Craig Wright on Bitcoin Scalability
Craig Wright is the world’s foremost leading expert on cyber security. His work covers both public and private domains.
Taking a look at https://www.sans.org/cyber-guardian/cyber-guardians – you can see that Dr Wright is listed as both a red and blue team specialist. To clarify, Red team skills stand for attacking, that is to understand the processes used to break into systems. The blue skills, on the other hand, represent the defence expertise. Wright is on both sides of the fence. Fundamentally, it is of paramount importance in security systems to understand the attack, in order to best defend against it.
He has been trained more than anyone else has ever globally, with an incredible list of certifications.
Therefore, concerning Segwit, Dr Wright’s warnings on attack vectors come from a place of profound qualification on the subject.
“I am pro Bitcoin Unlimited. What we need to do is to scale on-chain and not allow SegWit” – states Wright.
Of course Bitcoin Unlimited comes from a place that correlates strongly with Bitcoin’s creator and inventor Satoshi Nakamoto’s scaling method.
It’s a bit of an irony to even state that increasing Bitcoin’s blocksize enables scalability… Bitcoin was already scalable, there never was a limit in the beginning. And today, there’d be no outrageous fees on the Bitcoin network if it wasn’t for an artificial, temporary parameter that Satoshi input into the code, as a means of early spam prevention.

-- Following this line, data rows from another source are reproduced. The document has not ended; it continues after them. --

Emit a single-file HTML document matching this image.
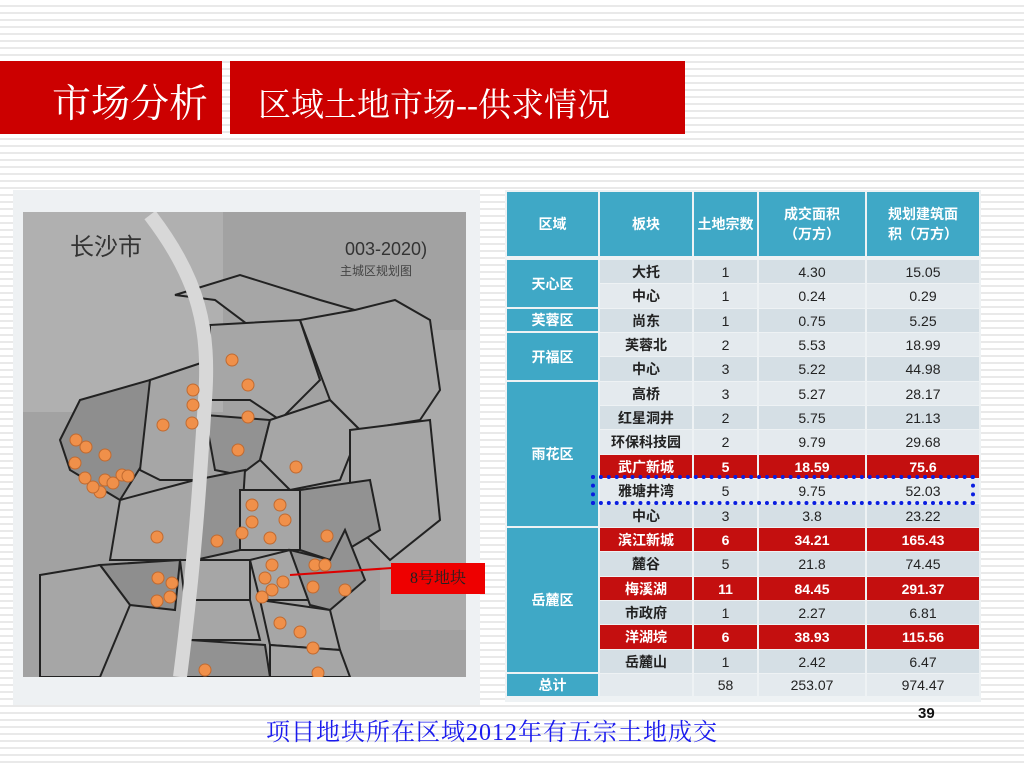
<!DOCTYPE html>
<html><head><meta charset="utf-8"><style>
body{margin:0;width:1024px;height:768px;position:relative;overflow:hidden;background:#fff repeating-linear-gradient(180deg,#fff 0,#fff 5px,#e9e9e9 5px,#e9e9e9 7px);font-family:"Liberation Sans","Noto Sans CJK SC",sans-serif}
.a{position:absolute}
.red{background:#cc0000;color:#fff;font-family:"Liberation Serif","Noto Serif CJK SC",serif}
.c{position:absolute;display:flex;align-items:center;justify-content:center;font-size:14px;color:#222;box-sizing:border-box}
.h{background:#3fa8c6;color:#fff;font-weight:bold}
.b{font-weight:bold}
.r{background:#c40f0f;color:#fff;font-weight:bold}
</style></head><body>
<div class="a red" style="left:0;top:61px;width:222px;height:73px;"></div>
<div class="a" style="left:52px;top:73px;font-size:39px;color:#fff;font-family:'Liberation Serif','Noto Serif CJK SC',serif">市场分析</div>
<div class="a red" style="left:230px;top:61px;width:455px;height:73px;"></div>
<div class="a" style="left:258px;top:79px;font-size:33px;color:#fff;font-family:'Liberation Serif','Noto Serif CJK SC',serif">区域土地市场--供求情况</div>

<div class="a" style="left:13px;top:190px;width:467px;height:515px;background:#eef1f3"></div>
<svg class="a" style="left:23px;top:212px" width="443" height="465" viewBox="23 212 443 465">
<rect x="23" y="212" width="443" height="465" fill="#a2a2a2"/>
<rect x="23" y="212" width="200" height="200" fill="#b0b0b0"/>
<rect x="380" y="330" width="86" height="300" fill="#aaa"/>
<g stroke="#222" stroke-width="2" fill="#a6a6a6">
<polygon points="175,295 240,275 320,300 355,310 340,360 300,355 255,330 215,300"/>
<polygon points="210,325 300,320 320,380 280,420 250,400 210,400"/>
<polygon points="300,320 355,310 395,300 430,320 440,390 420,420 360,430 330,400"/>
<polygon points="60,440 80,400 150,380 175,420 145,460 120,500 70,470" fill="#8e8e8e"/>
<polygon points="150,380 210,360 195,480 160,480 140,470"/>
<polygon points="205,415 270,420 260,460 240,475 215,470" fill="#929292"/>
<polygon points="270,420 330,400 360,430 340,480 290,490 260,460"/>
<polygon points="350,430 430,420 440,520 390,560 350,520"/>
<polygon points="120,500 195,480 190,560 110,560"/>
<polygon points="195,480 245,470 240,550 195,560" fill="#929292"/>
<polygon points="240,490 300,490 305,550 240,550"/>
<polygon points="300,490 370,480 380,530 330,560 300,550" fill="#929292"/>
<polygon points="100,565 180,560 175,610 130,605" fill="#8e8e8e"/>
<polygon points="180,560 250,560 250,600 185,600"/>
<polygon points="250,560 290,550 310,600 260,600"/>
<polygon points="290,550 330,560 345,530 365,580 330,610 310,605" fill="#929292"/>
<polygon points="185,600 250,600 260,640 190,640"/>
<polygon points="260,600 330,610 340,650 270,645"/>
<polygon points="40,575 100,565 130,605 100,677 40,677"/>
<polygon points="190,640 265,645 270,677 185,677" fill="#929292"/>
<polygon points="270,645 340,650 350,677 270,677"/>
</g>
<path d="M150,215 C200,280 210,330 205,400 C200,480 195,560 180,677" stroke="#d8d8d8" stroke-width="14" fill="none"/>
<text x="70" y="255" font-size="24" fill="#333">长沙市</text>
<text x="345" y="255" font-size="18" fill="#333">003-2020)</text>
<text x="340" y="275" font-size="12" fill="#444">主城区规划图</text>
<g fill="#f0904a" stroke="#c06a30" stroke-width="1">
<circle cx="232" cy="360" r="6"/><circle cx="248" cy="385" r="6"/><circle cx="248" cy="417" r="6"/><circle cx="238" cy="450" r="6"/><circle cx="296" cy="467" r="6"/><circle cx="193" cy="390" r="6"/><circle cx="193" cy="405" r="6"/><circle cx="192" cy="423" r="6"/><circle cx="163" cy="425" r="6"/><circle cx="86" cy="447" r="6"/><circle cx="76" cy="440" r="6"/><circle cx="105" cy="455" r="6"/><circle cx="75" cy="463" r="6"/><circle cx="85" cy="478" r="6"/><circle cx="105" cy="480" r="6"/><circle cx="122" cy="475" r="6"/><circle cx="100" cy="492" r="6"/><circle cx="128" cy="476" r="6"/><circle cx="93" cy="487" r="6"/><circle cx="113" cy="483" r="6"/><circle cx="157" cy="537" r="6"/><circle cx="158" cy="578" r="6"/><circle cx="172" cy="583" r="6"/><circle cx="157" cy="601" r="6"/><circle cx="170" cy="597" r="6"/><circle cx="217" cy="541" r="6"/><circle cx="252" cy="505" r="6"/><circle cx="252" cy="522" r="6"/><circle cx="280" cy="505" r="6"/><circle cx="285" cy="520" r="6"/><circle cx="242" cy="533" r="6"/><circle cx="270" cy="538" r="6"/><circle cx="327" cy="536" r="6"/><circle cx="315" cy="565" r="6"/><circle cx="325" cy="565" r="6"/><circle cx="345" cy="590" r="6"/><circle cx="265" cy="578" r="6"/><circle cx="272" cy="565" r="6"/><circle cx="283" cy="582" r="6"/><circle cx="272" cy="590" r="6"/><circle cx="262" cy="597" r="6"/><circle cx="280" cy="623" r="6"/><circle cx="300" cy="632" r="6"/><circle cx="313" cy="648" r="6"/><circle cx="318" cy="673" r="6"/><circle cx="205" cy="670" r="6"/><circle cx="313" cy="587" r="6"/>
</g>
<line x1="290" y1="575" x2="392" y2="568" stroke="#d00" stroke-width="2"/>
</svg>
<div class="a" style="left:391px;top:563px;width:94px;height:31px;background:#ee0000;color:#222;font-size:16px;line-height:31px;text-align:center;font-family:'Liberation Serif','Noto Serif CJK SC',serif">8号地块</div>

<div class="a" style="left:505px;top:190px;width:476px;height:512px;background:#eef2f4"></div>
<div id="t"></div>
<script>
var cols=[[507,91],[600,92],[694,63],[759,106],[867,112]];
var H=document.getElementById('t');
function cell(x,y,w,h,txt,cls){var d=document.createElement('div');d.className='c '+(cls||'');d.style.cssText='left:'+x+'px;top:'+y+'px;width:'+w+'px;height:'+h+'px;';d.innerHTML=txt;H.appendChild(d);}
var hd=['区域','板块','土地宗数','成交面积<br>（万方）','规划建筑面<br>积（万方）'];
hd.forEach(function(t,i){cell(cols[i][0],192,cols[i][1],64,t,'h');});
var rows=[['大托','1','4.30','15.05'],['中心','1','0.24','0.29'],['尚东','1','0.75','5.25'],['芙蓉北','2','5.53','18.99'],['中心','3','5.22','44.98'],['高桥','3','5.27','28.17'],['红星洞井','2','5.75','21.13'],['环保科技园','2','9.79','29.68'],['武广新城','5','18.59','75.6',1],['雅塘井湾','5','9.75','52.03'],['中心','3','3.8','23.22'],['滨江新城','6','34.21','165.43',1],['麓谷','5','21.8','74.45'],['梅溪湖','11','84.45','291.37',1],['市政府','1','2.27','6.81'],['洋湖垸','6','38.93','115.56',1],['岳麓山','1','2.42','6.47']];
var rh=24.35,y0=260;
rows.forEach(function(r,k){var y=Math.round(y0+k*rh),h=Math.round(y0+(k+1)*rh)-y-1;
 for(var i=0;i<4;i++){
  cell(cols[i+1][0],y,cols[i+1][1],h,r[i],r[4]?'r':(i==0?'b':''));
  if(!r[4])H.lastChild.style.background=(k%2?'#e4eaee':'#d5dfe5');}});
var reg=[['天心区',0,2],['芙蓉区',2,1],['开福区',3,2],['雨花区',5,6],['岳麓区',11,6]];
reg.forEach(function(g){var y=Math.round(y0+g[1]*rh);cell(507,y,91,Math.round(y0+(g[1]+g[2])*rh)-y-2,g[0],'h');});
var yt=Math.round(y0+17*rh);
cell(507,yt,91,22,'总计','h');
cell(600,yt,92,22,'','');H.lastChild.style.background='#e4eaee';
cell(694,yt,63,22,'58','');H.lastChild.style.background='#e4eaee';
cell(759,yt,106,22,'253.07','');H.lastChild.style.background='#e4eaee';
cell(867,yt,112,22,'974.47','');H.lastChild.style.background='#e4eaee';
</script>
<div class="a" style="left:591px;top:475px;width:376px;height:22px;border:4px dotted #0a1ee0"></div>
<div class="a" style="left:918px;top:705px;font-size:15px;font-weight:bold;color:#111">39</div>
<div class="a" style="left:266px;top:712px;font-size:24px;letter-spacing:1px;color:#1a1aee;font-family:'Liberation Serif','Noto Serif CJK SC',serif">项目地块所在区域2012年有五宗土地成交</div>
</body></html>
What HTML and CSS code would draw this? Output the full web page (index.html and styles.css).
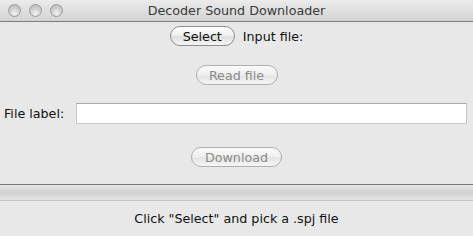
FILE: index.html
```html
<!DOCTYPE html>
<html lang="en">
<head>
  <meta charset="UTF-8">
  <title>Decoder Sound Downloader</title>
  <link rel="stylesheet" href="styles.css">
</head>
<body>
  <div class="window">
    <div class="titlebar">
      <div class="lights">
        <span class="light"></span>
        <span class="light"></span>
        <span class="light"></span>
      </div>
      <div class="title">Decoder Sound Downloader</div>
      <div></div>
    </div>

    <div class="row row-select">
      <button class="btn">Select</button>
      <span>Input file:</span>
    </div>

    <div class="row row-read">
      <button class="btn" disabled>Read file</button>
    </div>

    <div class="row row-label">
      <label for="fileLabel">File label:</label>
      <input type="text" id="fileLabel">
    </div>

    <div class="row row-download">
      <button class="btn" disabled>Download</button>
    </div>

    <div class="splitter"></div>

    <div class="status">Click "Select" and pick a .spj file</div>
  </div>
</body>
</html>
```

FILE: styles.css
```css
body { margin: 0; background: #e8e8e8; font-family: "DejaVu Sans", sans-serif; font-size: 12.7px; color: #111; }
.window { width: 473px; height: 236px; overflow: hidden; display: flex; flex-direction: column; }

.titlebar {
  height: 21px;
  border-bottom: 1px solid #7c7c7c;
  background: linear-gradient(#ebebeb, #d3d3d3);
  display: grid;
  grid-template-columns: 1fr auto 1fr;
  align-items: center;
}
.lights { display: flex; gap: 8px; padding-left: 8px; }
.light {
  width: 13px;
  height: 13px;
  border-radius: 50%;
  box-sizing: border-box;
  border: 1px solid #9a9a9a;
  background: radial-gradient(circle at 50% 75%, #f4f4f4 0, #d2d2d2 45%, #b5b5b5 100%);
}
.title { color: #3a3a3a; }

.row { display: flex; align-items: center; justify-content: center; }
.row-select { margin-top: 4px; gap: 8px; }
.row-read { margin-top: 19px; }
.row-label { margin-top: 18px; justify-content: flex-start; padding-left: 4px; }
.row-label label { width: 72px; }
.row-download { margin-top: 23px; }

.btn {
  height: 20px;
  padding: 0 12px;
  border: 1px solid #8c8c8c;
  border-radius: 10px;
  background: linear-gradient(#ffffff, #f0f0f0 45%, #dedede 55%, #f6f6f6);
  font-family: inherit;
  font-size: 12.7px;
  color: #111;
  white-space: nowrap;
}
.btn:disabled { border-color: #b0b0b0; color: #8a8a8a; background: linear-gradient(#fafafa, #efefef 50%, #e4e4e4 55%, #f6f6f6); }
.row-read .btn { width: 82px; padding: 0; }
.row-download .btn { width: 91px; padding: 0; }

.row-label input {
  width: 391px;
  height: 21px;
  box-sizing: border-box;
  border: 1px solid #c8c8c8;
  border-top-color: #a9a9a9;
  background: #fff;
}

.splitter {
  margin-top: 17px;
  height: 15px;
  border-top: 1px solid #7a7a7a;
  border-bottom: 1px solid #c4c4c4;
  background: linear-gradient(#e6e6e6, #d2d2d2 50%, #e4e4e4);
}
.status { margin-top: 10px; text-align: center; }
```
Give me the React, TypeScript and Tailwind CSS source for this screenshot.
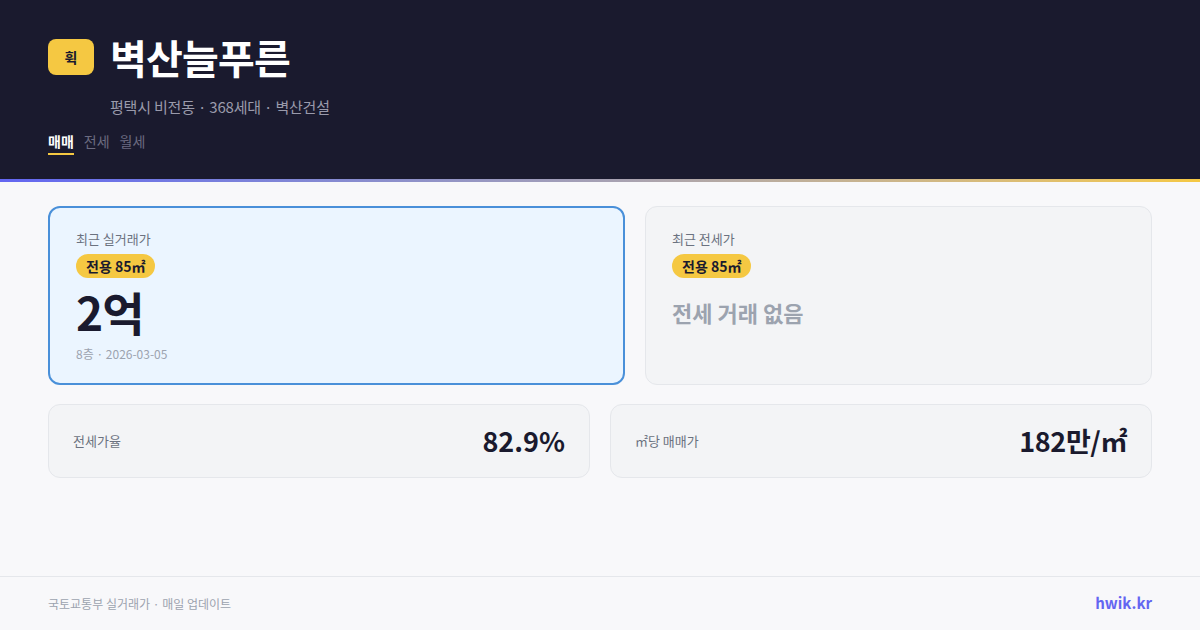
import React from "react";

const font = { fontFamily: '"Noto Sans CJK KR", "Noto Sans", sans-serif' };

export default function App() {
  return (
    <div className="w-[1200px] h-[630px] flex flex-col bg-[#f8f8fa]" style={font}>
      <header className="h-[179px] bg-[#1a1a2e] px-12 pt-[39px]">
        <div className="flex items-center gap-4 h-9">
          <div className="w-[46px] h-9 rounded-lg bg-[#f5c842] flex items-center justify-center text-[14px] font-bold text-[#1a1a2e]">
            휙
          </div>
          <h1 className="text-[40px] leading-[36px] font-bold text-white tracking-[-0.8px]">벽산늘푸른</h1>
        </div>
        <div className="pl-[62px] mt-[22px] text-[15px] leading-5 tracking-[-0.2px] text-[#9a9aab]">
          평택시 비전동 · 368세대 · 벽산건설
        </div>
        <div className="flex gap-[10px] mt-[15px] text-[14px] leading-[18px]">
          <span className="pb-[3px] border-b-2 border-[#f5c842] text-white font-bold">매매</span>
          <span className="pb-[3px] border-b-2 border-transparent text-[#6b6b80]">전세</span>
          <span className="pb-[3px] border-b-2 border-transparent text-[#6b6b80]">월세</span>
        </div>
      </header>
      <div className="h-[3px] bg-gradient-to-r from-[#6366f1] to-[#f5c842]" />
      <main className="flex-1 px-12 pt-6">
        <div className="flex gap-5">
          <div className="w-[577px] h-[179px] rounded-xl border-2 border-[#4a90d9] bg-[#ebf5ff] px-[26px] pt-[22px]">
            <div className="text-[13px] leading-[18px] text-[#6b7280]">최근 실거래가</div>
            <div className="mt-[6px] inline-block rounded-full bg-[#f5c842] px-[10px] py-1 text-[14px] leading-4 font-semibold text-[#1a1a2e]">
              전용 85㎡
            </div>
            <div className="mt-[8px] text-[46px] leading-[50px] font-bold text-[#1a1a2e] tracking-[-1px]">2억</div>
            <div className="mt-[10px] text-[12px] leading-4 text-[#9ca3af]">8층 · 2026-03-05</div>
          </div>
          <div className="flex-1 h-[179px] rounded-xl border border-[#e5e7eb] bg-[#f3f4f6] px-[26px] pt-[23px]">
            <div className="text-[13px] leading-[18px] text-[#6b7280]">최근 전세가</div>
            <div className="mt-[6px] inline-block rounded-full bg-[#f5c842] px-[10px] py-1 text-[14px] leading-4 font-semibold text-[#1a1a2e]">
              전용 85㎡
            </div>
            <div className="mt-[20px] text-[22px] leading-[28px] font-bold text-[#9ca3af]">전세 거래 없음</div>
          </div>
        </div>
        <div className="grid grid-cols-2 gap-5 mt-[19px]">
          <div className="h-[74px] rounded-xl border border-[#e5e7eb] bg-[#f3f4f6] px-[24px] flex items-center justify-between">
            <span className="text-[13px] text-[#6b7280]">전세가율</span>
            <span className="text-[27px] font-bold text-[#1a1a2e]">82.9%</span>
          </div>
          <div className="h-[74px] rounded-xl border border-[#e5e7eb] bg-[#f3f4f6] px-[24px] flex items-center justify-between">
            <span className="text-[13px] text-[#6b7280]">㎡당 매매가</span>
            <span className="text-[27px] font-bold text-[#1a1a2e] tracking-[-0.4px]">182만/㎡</span>
          </div>
        </div>
      </main>
      <footer className="h-[54px] border-t border-[#e5e7eb] px-12 flex items-center justify-between">
        <span className="text-[12px] text-[#9ca3af]">국토교통부 실거래가 · 매일 업데이트</span>
        <span className="text-[15px] font-bold text-[#6366f1]">hwik.kr</span>
      </footer>
    </div>
  );
}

Dr Wright explained that in the early days, it was very cheap to spam the network, and hence why a spam limit parameter was required. Now, this limit can be lifted.
However, the biggest argument used by small-blockers and the Core-aligned flock, is that large blocks will cause centralization. Indeed, this argument rests on the shoulders of a rather loose argument which heavily hijacks the term ‘node’. It then assumes an incredibly high reliance on ‘validating’ nodes.
The bitcoin code as per the github repository states the node purpose in a comment.
According to Satoshi’s whitepaper, nodes were miners. The hijacking of the word seems to have placed unneeded importance on these validating nodes. But what would Bitcoin look like without these ‘nodes’, and how centralized would mining be, with the removal of the blocksize limit?
Gregory Maxwell of Blockstream has in the past stated:
“With gigabyte blocks bitcoin would not be functionally decentralized in any meaningful way: only a small, self-selecting group of some thousands of major banks would have the means and the motive to participate in validation” – Gregory Maxwell
Craig Wright debunks the centralization myth with a very simple analysis:
“There are around 15,000 banks. Add financial organisations including savings and loans… We are up to 60,000. Then add in all the major merchants and operations that need to have transaction data by law, and that’s around 17 million organisations. That is decentralised do you not think?” – Dr Craig Wright
Adam Selene has written extensively on the hijacking of the term ‘node’. In short, any non-mining node is simply a wallet. It doesn’t help the system propagate, and it doesn’t create blocks.
This leads us to SPV wallets. SPV wallets or “Simple Payment Verification” clients are a technique which Satoshi had described in his paper, describing how a lightweight client can verify transactions without downloading the entire blockchain.
Craig Wright states the following:
“Now, the first thing we need to understand is that all encryption systems are probabilistic. Password systems and any modern information security system works on probabilistic information. The so-called experts who talk about the probabilistic system of bitcoin fail to comprehend that strong encryption is probabilistic.
Fraud proofs and nowhere near as difficult as anyone thinks. They do not require some special cryptographic protocol. They are far simpler to implement than anyone seems to understand.
The solution is incredibly simple. All you need to do is randomly select a series of nodes on the network and query whether the inclusion of your transaction has occurred on that node. Each query would be random. Using a simple Bayesian algorithm, we could use a failure model to analyse the likelihood of a double spend or other attack.” – Dr Craig Wright
Wright explains that each time we pick a node at random and request our transaction we can expect either of the following results:
- – We receive our transaction as we expected,
- – We receive an alternate transaction such as a double spend, or
- – We receive nothing.
Basically, checking eight nodes would give you 99.9999% assurance that your transaction will be included within a block in the next block mine (assuming that the cap has been removed and we don’t have all these delays). The limitation imposed by the cap it is severely diminishing the security of the network.
In under two seconds, 99.98% of the total hash power would have received your transaction. These figures are from the existing network. This means that without the cap, you can be assured of even zero confirmation transactions in a minimum amount of time. This wasn’t the case in 2010. This has nothing to do with the protocol. It is to do with the economics of the system. As miners become more commercial and professional, the overall security and efficiency of the network increases exponentially.
Craig Wright concludes “0-confirmation WAS secure before Core”.